Class Matters: On a Christian Mission to the Top
Posted by tom | May 23, 2005A key assertion of this piece w/regard to evangelical campus mission is "What has changed is the class status of evangelicals." As we briefly discussed at GCF last night, this ignores the presence of evangelicals in the 'mainlines,' the presence of institutions such as Calvin College (founded in 1876), and the cultural dominance w/which evangelicals founded the Ivy League Schools in the first place. The popular media's definition of evangelicalism is too broad. As the Santorum piece The Believer and the Time's 25 Most Influential Evangelicals in America include Roman Catholics such as Santorum and Neuhaus among evangelicals. On the other side fundamentalists also find their home among evangelicals. The Time piece opens: "There is no pope, no central ruling body. American Evangelicalism--with its home-schooling Fundamentalists and PTA-attending megachurch moms, its neo-Calvinists and Pentecostals, its multiple denominations and thousands of unaffiliated churches--seems to defy unity, let alone hierarchy. Yet its members share basic commitments: to the divinity and saving power of Jesus, to personal religious conversion, to the Bible's authority and to the spreading of the Gospel. Those same understandings unite the generation of influential leaders who channel conservative Christianity's overflowing energies." Maybe the term is being applied to those in the Christian community which frame their action in religious language.

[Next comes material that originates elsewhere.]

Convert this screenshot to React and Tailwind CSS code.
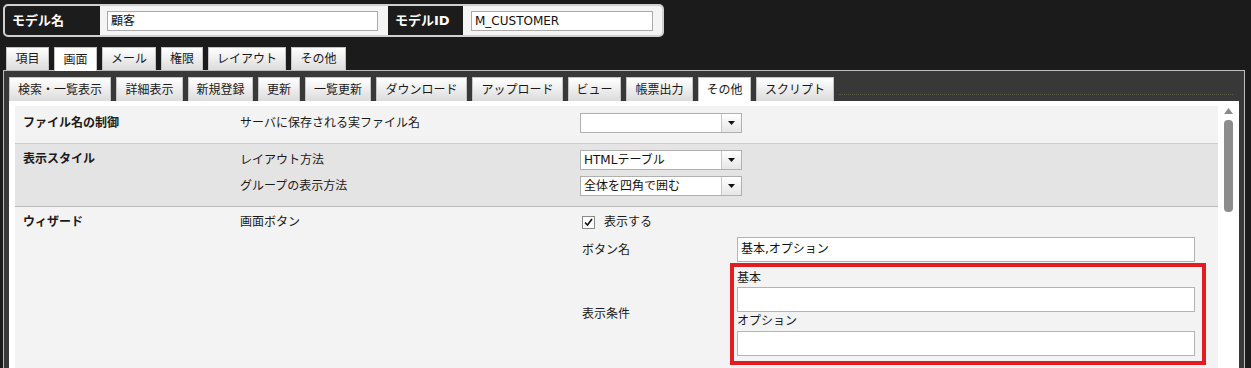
import React from 'react';

const mainTabs = [
  { label: '項目', w: 'w-[43px]' },
  { label: '画面', w: 'w-[43px]', active: true },
  { label: 'メール', w: 'w-[54px]' },
  { label: '権限', w: 'w-[42px]' },
  { label: 'レイアウト', w: 'w-[78px]' },
  { label: 'その他', w: 'w-[55px]' },
];

const subTabs = [
  { label: '検索・一覧表示', w: 'w-[102px]' },
  { label: '詳細表示', w: 'w-[67px]' },
  { label: '新規登録', w: 'w-[65px]' },
  { label: '更新', w: 'w-[42px]' },
  { label: '一覧更新', w: 'w-[66px]' },
  { label: 'ダウンロード', w: 'w-[91px]' },
  { label: 'アップロード', w: 'w-[91px]' },
  { label: 'ビュー', w: 'w-[53px]' },
  { label: '帳票出力', w: 'w-[67px]' },
  { label: 'その他', w: 'w-[53px]', active: true },
  { label: 'スクリプト', w: 'w-[78px]' },
];

const Tab = ({ label, w, active, h }) => (
  <div
    className={`${w} ${h} flex items-center justify-center border border-b-0 border-[#c4c4c4] text-[12px] text-[#1a1a1a] ${
      active ? 'bg-white relative z-10' : 'bg-gradient-to-b from-white to-[#dcdcdc]'
    }`}
  >
    {label}
  </div>
);

const Select = ({ value }) => (
  <div className="w-[162px] h-[20px] flex border border-[#b0b0b0] bg-white">
    <div className="flex-1 px-[3px] text-[12px] leading-[18px] text-[#111]">{value}</div>
    <div className="w-[20px] h-full border-l border-[#c8c8c8] bg-gradient-to-b from-white to-[#e6e6e6] flex items-center justify-center">
      <svg width="7" height="4" viewBox="0 0 7 4">
        <path d="M0 0 H7 L3.5 4 Z" fill="#111" />
      </svg>
    </div>
  </div>
);

const TextBox = ({ value }) => (
  <div className="w-[458px] h-[25px] border border-[#b4b4b4] bg-white px-[3px] text-[12px] leading-[23px] text-[#111]">
    {value}
  </div>
);

export default function App() {
  return (
    <div className="w-[1251px] h-[368px] overflow-hidden bg-[#1b1b1b] font-[family-name:'DejaVu_Sans','Noto_Sans_CJK_JP',sans-serif]">
      {/* header */}
      <div className="pt-[4px] pl-[3px]">
        <div className="w-[661px] h-[33px] flex items-stretch border-2 border-[#d0d0d0] rounded-[5px] bg-[#f4f4f4] overflow-hidden">
          <div className="w-[95px] bg-[#1c1c1c] text-white font-bold text-[13px] pl-[7px] flex items-center">モデル名</div>
          <div className="flex items-center ml-[7px]">
            <div className="w-[271px] h-[20px] border border-[#aaa] bg-white px-[3px] text-[12px] leading-[18px] text-[#111]">顧客</div>
          </div>
          <div className="w-[75px] ml-[10px] bg-[#1c1c1c] text-white font-bold text-[13px] pl-[7px] flex items-center">モデルID</div>
          <div className="flex items-center ml-[8px]">
            <div className="w-[182px] h-[20px] border border-[#aaa] bg-white px-[3px] text-[12px] leading-[18px] text-[#111]">M_CUSTOMER</div>
          </div>
        </div>
      </div>

      {/* main tabs */}
      <div className="mt-[10px] pl-[6px] h-[23px] flex gap-[5px]">
        {mainTabs.map((t) => (
          <Tab key={t.label} {...t} h={t.active ? 'h-[24px]' : 'h-[23px]'} />
        ))}
      </div>

      {/* panel */}
      <div className="ml-[3px] w-[1242px] h-[300px] border border-b-0 border-[#bdbdbd] bg-[#383838]">
        <div className="pt-[6px] pl-[5px] pr-[11px] h-[30px] flex gap-[5px]">
          {subTabs.map((t) => (
            <Tab key={t.label} {...t} h="h-[24px]" />
          ))}
          <div className="flex-1 h-[18px] border-b border-dotted border-[#5a5a4a]" />
        </div>

        <div className="ml-[5px] mr-[5px] h-[267px] bg-white pt-[5px] pl-[6px] flex">
          {/* rows */}
          <div className="w-[1203px] flex flex-col text-[12px] text-[#1a1a1a]">
            <div className="h-[38px] pt-[7px] flex bg-[#f3f3f3] border-b border-[#cdcdcd]">
              <div className="w-[225px] pl-[8px] font-bold leading-[20px]">ファイル名の制御</div>
              <div className="w-[340px] leading-[20px]">サーバに保存される実ファイル名</div>
              <div>
                <Select value="" />
              </div>
            </div>

            <div className="h-[63px] pt-[6px] flex bg-[#e4e4e4] border-b border-[#bcbcbc]">
              <div className="w-[225px] pl-[8px] font-bold leading-[18px]">表示スタイル</div>
              <div className="w-[340px] flex flex-col gap-[6px]">
                <div className="leading-[20px]">レイアウト方法</div>
                <div className="leading-[20px]">グループの表示方法</div>
              </div>
              <div className="flex flex-col gap-[6px]">
                <Select value="HTMLテーブル" />
                <Select value="全体を四角で囲む" />
              </div>
            </div>

            <div className="flex-1 pt-[5px] flex bg-[#f3f3f3]">
              <div className="w-[225px] pl-[8px] font-bold leading-[20px]">ウィザード</div>
              <div className="w-[340px] leading-[20px]">画面ボタン</div>
              <div className="flex flex-col">
                <div className="h-[20px] pl-[2px] flex items-center gap-[9px]">
                  <div className="w-[13px] h-[13px] border border-[#8a8a8a] bg-white flex items-center justify-center">
                    <svg width="9" height="9" viewBox="0 0 9 9">
                      <path d="M1 4.5 L3.5 7 L8 1" fill="none" stroke="#111" strokeWidth="1.6" />
                    </svg>
                  </div>
                  <span>表示する</span>
                </div>
                <div className="mt-[5px] flex items-center">
                  <div className="w-[150px] pl-[2px]">ボタン名</div>
                  <div className="ml-[7px]">
                    <TextBox value="基本,オプション" />
                  </div>
                </div>
                <div className="mt-[1px] flex items-center">
                  <div className="w-[150px] pl-[2px]">表示条件</div>
                  <div className="w-[476px] border-4 border-[#e21d22] pt-[2px] pb-[5px] pl-[3px]">
                    <div className="h-[18px] leading-[18px]">基本</div>
                    <TextBox value="" />
                    <div className="h-[19px] leading-[19px]">オプション</div>
                    <TextBox value="" />
                  </div>
                </div>
              </div>
            </div>
          </div>

          {/* scrollbar */}
          <div className="w-[20px] flex flex-col items-center pt-[2px] pl-[1px]">
            <svg width="9" height="6" viewBox="0 0 9 6">
              <path d="M4.5 0 L9 6 H0 Z" fill="#8a8a8a" />
            </svg>
            <div className="mt-[6px] w-[9px] h-[92px] rounded-[4px] bg-[#8c8c8c]" />
          </div>
        </div>
      </div>
    </div>
  );
}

Although, as Marsden and Noll have pointed out a large segment of fundamentalists/evangelicals for the most part willingly disengaged from the university between 150-100 years ago (when control slipped from their grasp and spiritual concerns received more attention), not all of evangelicalism took that direction. We do have examples individuals, denominations, and institutions which remained a part of higher education and/or created viable counter-cultural institutions which engaged the larger culture and continue to do such today (more in a future posting).
In addition, fundamentalism and evangelicalism have parted ways, see Stott's Evangelical Truth for more elaboration, with evangelicalism giving redemptive space/value for all of life as part of following Christ even thought/research/deeds beyond evangelization, an interpretative framework for Biblical interpretation which involves a number of literary forms beyond stark literalism, the tool of re-contextualization before application, an open-ness for shared ministry w/in the Body of Christ (w/demoninations, ethnic groups, etc), and freedom w/regard to how 'the end times' will pan out. Stott asserts:
"in the two fundamental duties of pleasing God and loving one another there must be no complacency. On the contrary, we are to be constantly growing. For although our justification is hapax (once and for all), our sanctification is to be mallon (more and more). Thus the essentials of evangelicalism may be encapsulated in the combination of the two adverbs hapax and mallon. God has spoken hapax in Christ (including the biblical witness to Christ), revealing himself and committing his revelation to the church. Yet our responsibility is to delve ever more deeply (mallon) into what he has revealed. Similarly, God has acted hapax in Christ, giving his Son to die for us. Yet our responsibility is to enter ever more fully (mallon) into the benefits of his death. God has no more to teach us than he has revealed hapax in Christ; but we have much more to learn, as the Holy Spirit witnesses to Christ, not least through the multicultural fellowship of the church, and so enables us to understand God's revelation ever more fully (mallon). And God has no more to give than he has given us hapax in Christ; but we have much more to receive, as the Holy Spirit enables us to appropriate God's gifts ever more fully (mallon) . . ."
To sum up, the evangelicalism is at its core trinitarian, focusing on "the gracious initiative of God the Father in revealing himself to us, in redeeming us through Christ crucified, and in transforming us through the indwelling Spirit . . . This is why evangelical Christians place such emphasis on the Word, the cross and the Spirit." By this definition, maybe we do include Santorum and Neuhaus.
As many of you know, I find it a privilege to be a member of InterVarsity Christian Fellowship's Graduate and Faculty Ministry. We are part of an international movement, that includes evangelical leaders such as John Stott. The work began at the U. of Cambridge in 1877 and ever since have been led by God to come alongside followers of the Christ in the University, together listening to God and the campus culture in order to be used by the Spirit of God to be about the long, messy process of delving into and re-contextualizing the Gospel in daily life, witness, and devotion. Our work began in the United States as the Canadian movement crossed the border in the late 1930s and we have had an active ministry of engaged presence . . . even with the schools which form the Ivy Sports League. And by God's grace, may we continue to have the opportunity to til the soil and sow the seed of the Gospel not only in these places of power, but also the Carnegie Mellon's and University of Pittsburgh's of the world which also span many classes, cultures, and ethnicities.